Saturday, April 01, 2006

I have a little spare time today...

Alright so today I have a couple spare hours on my hands so I thought I might be able to sit down and write out an actual decent entry of what has been going on in my life lately. Heather is 99% moved into the house. Today we have to make what will hopefully be the last car load full from her apartment and then be done with it. It's been a moderatley stressful process over the last month but it has so been worth it.

Work is going okay. Spring time is coming on rather quickly and we are all enjoying it. The warmer weather makes for better working and it also puts every one else in a lot better mood so the days do go by a lot smoother. Vacation will be coming up in a couple of months and I am so ready for it. I actually get paid for 2 weeks this year which will be awesome. On standard we are supposed to take both weeks in July but Heather has to work one of those weeks so I am pulling my strings and taking one of the weeks off in August so I can atleast spend the two weeks I do have off with her.

The house is still pretty much a wreck right now. We haven't had much of a chance to get anything unpacked but hopefully in the next couple of weeks we can atleast get some order back in the place. We are both looking forward to summer. We both want to do a lot of work outside and do some gardening and getting out exercising more. I cannot wait to head first into the lake again, it's been wayyy to long. It'll be good times.

We are talking about selling the house within the next year or two. I would really like to move out of Brownville and get a fresh start and Heather wants to be able to make that fresh start with me. My Godparents like that little god forsaken town and are extremely willing to buy my land so it will be a good trade. I cannot wait to get into a new house and away from everything that I have been stuck in for the last 23 years. One of the good feelings I have about it though is the fact that I know if something doesn't work out with our new idea, my god parents would be willing to let us move back onto that same lot which is a deeply gratifying feeling. Hopefully I won't have to cash in on that golden ticket though.

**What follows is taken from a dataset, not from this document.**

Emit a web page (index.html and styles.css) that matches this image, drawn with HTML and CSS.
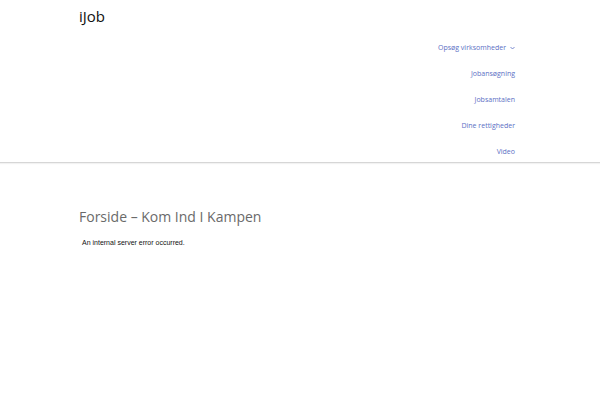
FILE: index.html
```html
<!DOCTYPE html>
<html lang="da">
<head>
  <meta charset="UTF-8" />
  <title>Forside – Kom Ind I Kampen</title>
  <link rel="stylesheet" href="styles.css">
</head>
<body>
  <header class="site-header">
    <div class="wrap header-inner">
      <div class="brand">iJob</div>
      <nav class="main-nav">
        <a href="#">Opsøg virksomheder
          <svg class="caret" width="5" height="4" viewBox="0 0 5 4"><path d="M0.5 1 L2.5 3 L4.5 1" fill="none" stroke="currentColor" stroke-width="0.8"/></svg>
        </a>
        <a href="#">Jobansøgning</a>
        <a href="#">Jobsamtalen</a>
        <a href="#">Dine rettigheder</a>
        <a href="#">Video</a>
      </nav>
    </div>
  </header>

  <main class="wrap content">
    <h1 class="page-title">Forside – Kom Ind I Kampen</h1>
    <p class="error">An internal server error occurred.</p>
  </main>
</body>
</html>
```

FILE: styles.css
```css
body {
  margin: 0;
  background: #fff;
  font-family: "Open Sans", sans-serif;
  color: #333;
}

.wrap {
  width: 436px;
  margin: 0 0 0 79px;
}

.site-header {
  border-bottom: 1px solid #d6d6d6;
  box-shadow: 0 1px 1px rgba(0, 0, 0, 0.05);
  height: 162px;
}

.header-inner {
  display: flex;
  flex-direction: column;
}

.brand {
  font-family: "Open Sans", sans-serif;
  font-size: 15px;
  color: #111;
  padding-top: 6px;
  line-height: 20px;
}

.main-nav {
  display: flex;
  flex-direction: column;
  align-items: flex-end;
  margin-top: 9px;
}

.main-nav a {
  font-size: 7px;
  line-height: 26px;
  color: #5b6fc4;
  text-decoration: none;
  display: flex;
  align-items: center;
}

.caret {
  margin-left: 4px;
}

.content {
  padding-top: 45px;
}

.page-title {
  margin: 0;
  font-family: "Open Sans", sans-serif;
  font-weight: 400;
  font-size: 14px;
  color: #6a6a6a;
  line-height: 18px;
}

.error {
  margin: 13px 0 0 3px;
  font-family: "Liberation Sans", Arial, sans-serif;
  font-size: 7px;
  color: #111;
}
```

I have picked up reading again which also feels really good. Lately I have read "Monster" by Frank Peretti, "The Da Vinci Code" by Dan Brown and today I just started "One Man's Wilderness: An Alaskan Odyssey" by Richard Proenneke. I go into spurts where I like to read book after book after book and then I won't for a while. But just last weekend Heather and I went to Borders in Bangor and using her teachers appreciation weekend to our advantage bought 11 or 12 new books. We bought a few of our own personal tastes and a couple that we both would like so I think I will be busy for quite some time. Also I have started writing poetry again. I've only written like 3 pieces in the last 2 months but its a release that I have missed. For about 2 or 3 years I could throw out pieces like no body's business and then after everything that needed to be said was said I kind of fell into a rut. Well lately Heather has been pushing me to start writing again and so I have and I really missed it. I don't know if I will publish them on here like I did with my last journal but if you would like to see them I am willing to share. One of them is the first free verse poem that I have ever tried to write.

As I'm writing this entry today I am on the University of Maine Campus in Orono. As I watch the going ons around me I realize that I might like to go back to school. I might like the feeling of being apart of a culture like this. I have always been anxious to learn new things and I feel like over the last few years since I graduated Hight School my IQ level has been dropping. While my job is more physically demanding then most, my mind does not get used that often and I feel like I am going to lose it if I don't start doing something with it. Maybe it really is time to consider going back to school. But what to go for?

And as you might of been able to guess, Heather and I are doing awesome. And ontop of that, we are officially engaged now. I am truly happy in my heart of hearts and I truly believe that this is the woman I want to spend the rest of my life with. She knows how to deal with me and she pushes me to use my potential. She also knows when to let me be and she knows the right ways to love me and I believe that she does love me as much as she says she does. So far we have a great life together and I can only see it getting better. I think its about time I've gotten out of this vicious cycle that I have been living in for the last decade and a half.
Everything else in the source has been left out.